The narratives of the world are numberless. It can be written, spoken, be expressed through images and gestures. Not to mention it can be anything from a myth, legend, fable, tale, novella, epic, history, tragedy, drama, comedy, mime, painting, stained glass window, cinema, comics, news, conversation, etc.
Today our understanding of narrative has grown, because we now have terms such as transmedial and transdisplian. We now understand that media offers different narrative resources and that stories can be presented in different ways. Not to mention that transferring a story from one media to another doesn’t have any kind of consequences.

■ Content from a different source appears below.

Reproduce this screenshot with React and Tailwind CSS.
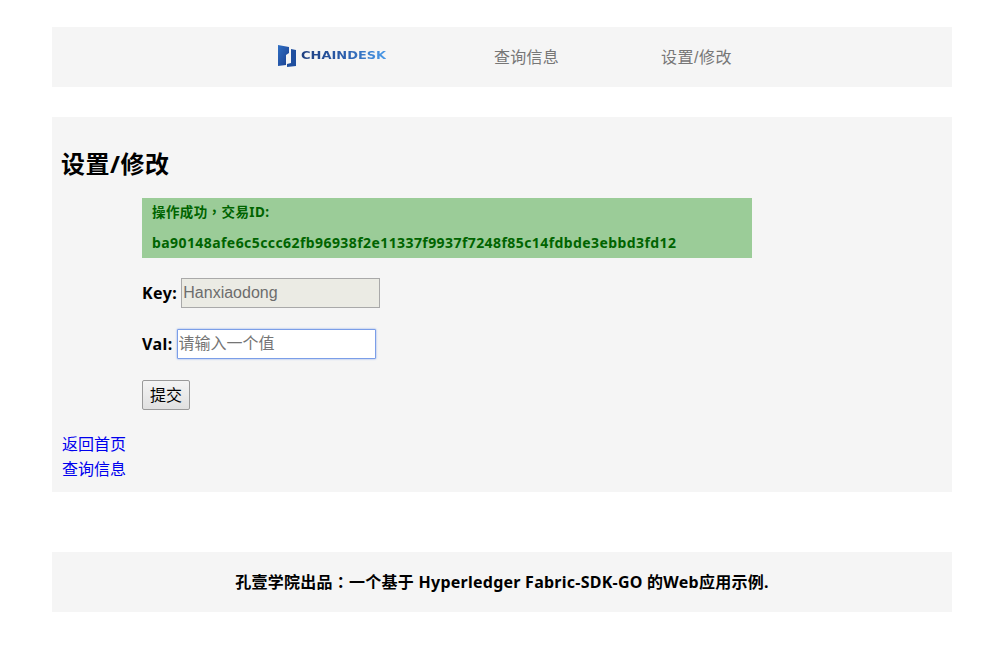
const sans = "font-['Noto_Sans','Noto_Sans_CJK_SC',sans-serif]";
const cjk = "font-['Liberation_Sans','Noto_Sans_CJK_SC',sans-serif]";
const punct = "font-['Noto_Sans_CJK_TC',sans-serif]";

function Logo() {
  return (
    <div className="flex items-center gap-[4px] w-[110px] h-[24px] blur-[0.5px]">
      <svg width="20" height="24" viewBox="0 0 20 24" className="shrink-0">
        <defs>
          <linearGradient id="logoBlue" x1="0" y1="0" x2="1" y2="1">
            <stop offset="0" stopColor="#2f6fc4" />
            <stop offset="1" stopColor="#1b3f8f" />
          </linearGradient>
        </defs>
        <path d="M1 1 L12 3 L12 9 L9 11 L9 21 L1 22 Z" fill="url(#logoBlue)" />
        <path d="M14 5 L19 6 L19 22 L10 23 L10 20 L14 19 Z" fill="#1f4f9f" />
      </svg>
      <span className="font-['DejaVu_Sans',sans-serif] font-bold text-[11px] leading-none bg-gradient-to-r from-[#1f3f7f] via-[#2a5cab] to-[#4a9ae8] bg-clip-text text-transparent scale-x-[1.18] origin-left">
        CHAINDESK
      </span>
    </div>
  );
}

export default function App() {
  return (
    <div className={`w-[900px] ml-[52px] pt-[27px] h-[654px] bg-white text-black ${sans}`}>
      {/* Header */}
      <header className="h-[60px] bg-[#f5f5f5] flex items-center pl-[225px] pt-[2px]">
        <div className="-mt-[5px]">
          <Logo />
        </div>
        <a className={`ml-[107px] text-[16px] tracking-[0.25px] text-[#777] ${cjk}`}>查询信息</a>
        <a className={`ml-[102px] text-[16px] tracking-[0.5px] text-[#777] ${cjk}`}>设置/修改</a>
      </header>

      {/* Main */}
      <main className="mt-[30px] h-[375px] bg-[#f5f5f5] px-[10px] pt-[29px]">
        <h1 className="text-[24px] font-bold leading-[36px] h-[36px] -ml-[1px] tracking-[0.5px]">设置/修改</h1>
        <div className="ml-[80px] mt-[16px]">
          <div className="w-[610px] h-[60px] bg-[#9bcc98] pl-[10px] pt-[5px] text-[13.5px] font-bold text-[#006400]">
            <p className="h-[20px] leading-[18px] tracking-[0.4px]">操作成功<span className={`${punct} leading-none`}>，</span>交易ID:</p>
            <p className="mt-[10px] leading-[20px] text-[14px] tracking-[0.42px]">
              ba90148afe6c5ccc62fb96938f2e11337f9937f7248f85c14fdbde3ebbd3fd12
            </p>
          </div>
          <div className="mt-[20px] flex items-center h-[30px]">
            <label className="text-[16px] font-bold mr-[4px] tracking-[0.45px]">Key:</label>
            <input
              disabled
              value="Hanxiaodong"
              readOnly
              className={`w-[199px] h-[30px] px-[1px] border border-[#a9a9a9] bg-[#ebebe4] text-[16px] text-[#6d6d6d] ${cjk}`}
            />
          </div>
          <div className="mt-[21px] flex items-center h-[30px]">
            <label className="text-[16px] font-bold mr-[4px] tracking-[0.4px]">Val:</label>
            <input
              placeholder="请输入一个值"
              className={`w-[199px] h-[30px] px-[1px] border border-[#7b9ee8] rounded-[1px] shadow-[0_0_2px_#7b9ee8] bg-white text-[16px] outline-none placeholder:text-[#757575] ${cjk}`}
            />
          </div>
          <button className={`mt-[21px] block w-[48px] h-[30px] pt-[1px] border border-[#999] rounded-[2px] bg-gradient-to-b from-[#f4f4f4] to-[#e0e0e0] text-[16px] ${cjk}`}>
            提交
          </button>
        </div>
        <div className={`mt-[21px] text-[16px] leading-[25px] pt-[1px] text-[#0000ee] ${cjk}`}>
          <a className="block">返回首页</a>
          <a className="block">查询信息</a>
        </div>
      </main>

      {/* Footer */}
      <footer className="mt-[60px] h-[60px] bg-[#f5f5f5] flex items-center justify-center text-[16px] font-bold tracking-[0.25px]">
        <span>
          孔壹学院出品<span className={`${punct} leading-none`}>：</span>一个基于 Hyperledger Fabric-SDK-GO 的Web应用示例.
        </span>
      </footer>
    </div>
  );
}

However, there are also limits to what storytelling can do, since it depends on a special type of narrative. For instance can semantic content often only work through visual or musical forms of narratives. What one needs to understand here is that there is a difference between oral and written narrative and that both of them has limits and benefits.

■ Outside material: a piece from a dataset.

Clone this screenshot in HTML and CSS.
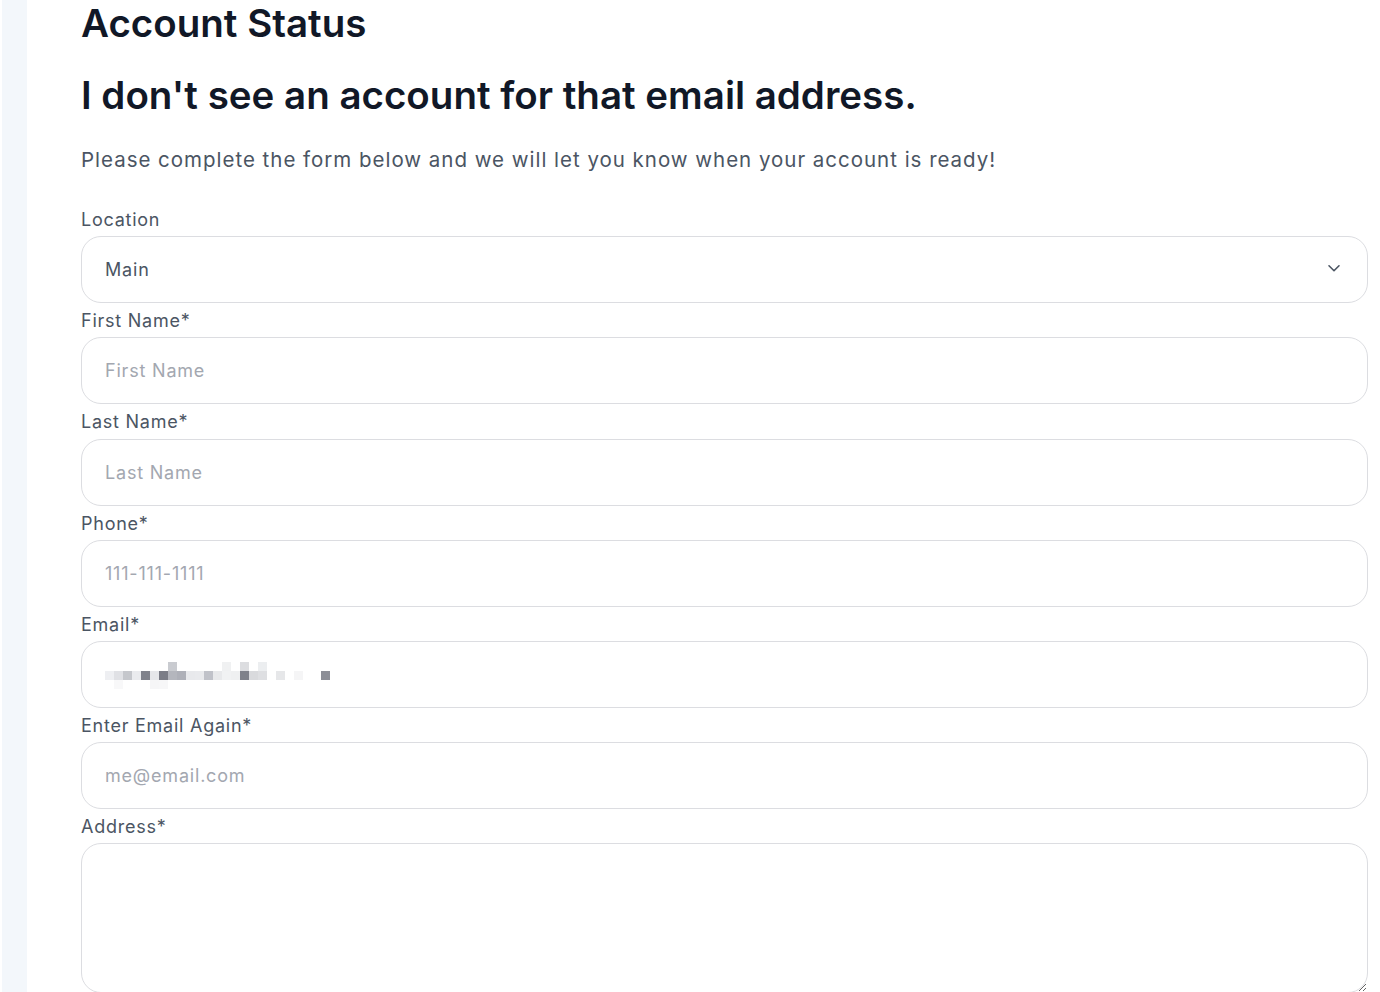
FILE: index.html
```html
<!DOCTYPE html>
<html lang="en">
<head>
    <meta charset="UTF-8">
    <meta name="viewport" content="width=device-width, initial-scale=1.0">
    <title>Account Status</title>
    <link rel="stylesheet" href="styles.css">
</head>
<body>
    <div class="page">
        <div class="sidebar"></div>
        <div class="main">
            <h1 class="title">Account Status</h1>
            <h2 class="subtitle">I don't see an account for that email address.</h2>
            <p class="intro">Please complete the form below and we will let you know when your account is ready!</p>

            <form class="signup">
                <div class="form-group">
                    <label for="location">Location</label>
                    <div class="select-wrap">
                        <select id="location" name="location">
                            <option>Main</option>
                        </select>
                        <svg class="chevron" width="16" height="16" viewBox="0 0 16 16" fill="none">
                            <path d="M3 5.75l5 5 5-5" stroke="#4b5563" stroke-width="1.6" stroke-linecap="round" stroke-linejoin="round"/>
                        </svg>
                    </div>
                </div>
                <div class="form-group">
                    <label for="firstName">First Name*</label>
                    <input type="text" id="firstName" placeholder="First Name">
                </div>
                <div class="form-group">
                    <label for="lastName">Last Name*</label>
                    <input type="text" id="lastName" placeholder="Last Name">
                </div>
                <div class="form-group">
                    <label for="phone">Phone*</label>
                    <input type="text" id="phone" placeholder="111-111-1111">
                </div>
                <div class="form-group">
                    <label for="email">Email*</label>
                    <!-- value is pixelated in the screenshot -->
                    <div class="field redacted" id="email">
                        <div class="px-row">
                            <span></span><span></span><span></span><span></span><span></span>
                            <span></span><span></span><span style="background:#c9cbd0"></span><span></span><span></span>
                            <span></span><span></span><span></span><span style="background:#f0f1f2"></span><span></span>
                            <span style="background:#dcdde0"></span><span></span><span style="background:#eceef0"></span><span></span><span></span>
                            <span></span><span></span><span></span><span></span><span></span>
                        </div>
                        <div class="px-row">
                            <span style="background:#eeeff2"></span><span style="background:#e0e1e5"></span><span style="background:#c5c7cc"></span><span style="background:#eaebee"></span><span style="background:#80828b"></span>
                            <span style="background:#e6e7ea"></span><span style="background:#7b7d87"></span><span style="background:#b4b6bd"></span><span style="background:#aeb0b8"></span><span style="background:#e8e9ec"></span>
                            <span style="background:#e9eaed"></span><span style="background:#c0c2c9"></span><span style="background:#e8e9eb"></span><span style="background:#f1f2f3"></span><span style="background:#eff0f1"></span>
                            <span style="background:#7f818a"></span><span style="background:#d9dadd"></span><span style="background:#dedfe2"></span><span></span><span style="background:#e6e7e9"></span>
                            <span></span><span style="background:#f5f5f6"></span><span></span><span></span><span style="background:#8d8f97"></span>
                        </div>
                        <div class="px-row">
                            <span></span><span style="background:#f8f8f9"></span><span></span><span></span><span></span>
                            <span style="background:#f6f6f7"></span><span style="background:#f7f7f8"></span><span></span><span></span><span></span>
                            <span></span><span></span><span></span><span></span><span></span>
                            <span></span><span></span><span></span><span></span><span></span>
                            <span></span><span></span><span></span><span></span><span></span>
                        </div>
                    </div>
                </div>
                <div class="form-group">
                    <label for="email2">Enter Email Again*</label>
                    <input type="text" id="email2" placeholder="me@email.com">
                </div>
                <div class="form-group">
                    <label for="address">Address*</label>
                    <textarea id="address"></textarea>
                </div>
            </form>
        </div>
    </div>
</body>
</html>
```

FILE: styles.css
```css
body {
    font-family: Inter, "Noto Sans", sans-serif;
    margin: 0;
    padding: 0;
    background-color: white;
    color: #111827;
}
.page {
    display: flex;
    min-height: 992px;
}
.sidebar {
    width: 25px;
    margin-left: 2px;
    background-color: #f3f7fb;
    flex-shrink: 0;
}
.main {
    flex: 1;
    padding: 0 12px 0 54px;
}
.title {
    font-size: 38.5px;
    font-weight: 600;
    line-height: 46px;
    margin: 0;
}
.subtitle {
    font-size: 38.5px;
    font-weight: 600;
    line-height: 46px;
    margin: 26px 0 0;
}
.intro {
    font-size: 20.5px;
    line-height: 30px;
    letter-spacing: 0.98px;
    color: #4b5563;
    margin: 27px 0 0;
}
.signup {
    margin-top: 27px;
}
.form-group label {
    display: block;
    font-size: 18px;
    line-height: 33.17px;
    padding-top: 1px;
    letter-spacing: 0.75px;
    color: #4b5563;
}
input[type="text"], select, .field, textarea {
    display: block;
    box-sizing: border-box;
    width: 100%;
    height: 67px;
    padding: 0 23px;
    border: 1px solid #dcdde1;
    border-radius: 20px;
    background: white;
    font-family: inherit;
    font-size: 18px;
    letter-spacing: 0.8px;
    color: #4b5563;
    outline: none;
}
input::placeholder {
    color: #a3a7b0;
}
.select-wrap {
    position: relative;
}
select {
    appearance: none;
    -webkit-appearance: none;
}
.chevron {
    position: absolute;
    right: 26px;
    top: 24px;
    pointer-events: none;
}
.field.redacted {
    display: flex;
    flex-direction: column;
    justify-content: center;
    padding-top: 3px;
}
.px-row {
    display: flex;
}
.px-row span {
    width: 9px;
    height: 9px;
}
textarea {
    height: 150px;
    padding: 16px 23px;
    resize: vertical;
}
```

Yet the term ‘narrative’ is hard to define itself the moment transmedia is involved, since one would have to use a very board scope. Yet in the text ‘narrative’ as a term is defined as a combination of story and discourse. (story being an event or sequence of events, and narrative discourse is those events as represented). However, the author divides the forms of narrative into different dimensions, so they are easier to gain an overview over: spatial dimension, temporal dimension, mental dimension, formal and pragmatic dimension. The author then mention various types of ways to avoid getting the same representation created as well as the story, which is important when one is considering narrative. Not to mention that using the narrative correctly, one is able to evoke a certain type of emotions etc. if that is the wished intention.

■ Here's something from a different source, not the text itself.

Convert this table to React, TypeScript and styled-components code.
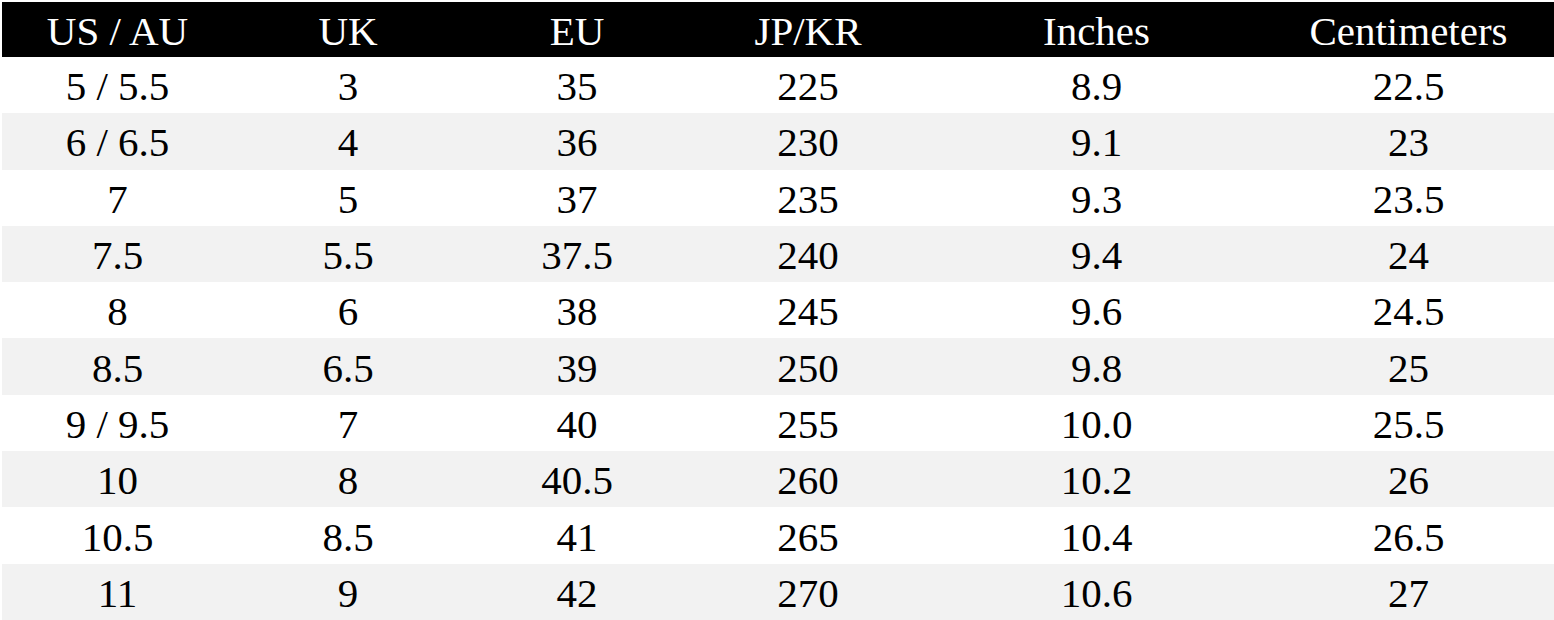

There are different types of narrative modes, that being the external/internal, fictional/nonfictional, representational/simulative, diegetic/mimetic, autotelic/utilitarian, autonomous/illustrative, scripted/emergent, receptive/participatory, determinate/indeterminate, retrospective/simultaneous/prospective, literal/metaphorical. Some of these modes have strong affinities for certain media, while others can appear in several physical supports, but no mode is totally medium-independent.
The author then defines what media is and what kind of semiotic behavior one would expect to find associated with this. Not to mention the benefits and negative points each of these has in comparison to storytelling. Here the key words worth noticing is: Media as semiotic phenomena, media as technologies and media as cultural practices.
To round everything up the author then mentions the different kind of features a medium can have: spatiotemporal extension, kinetic properties, number of semiotic channels and priority of sensory channels.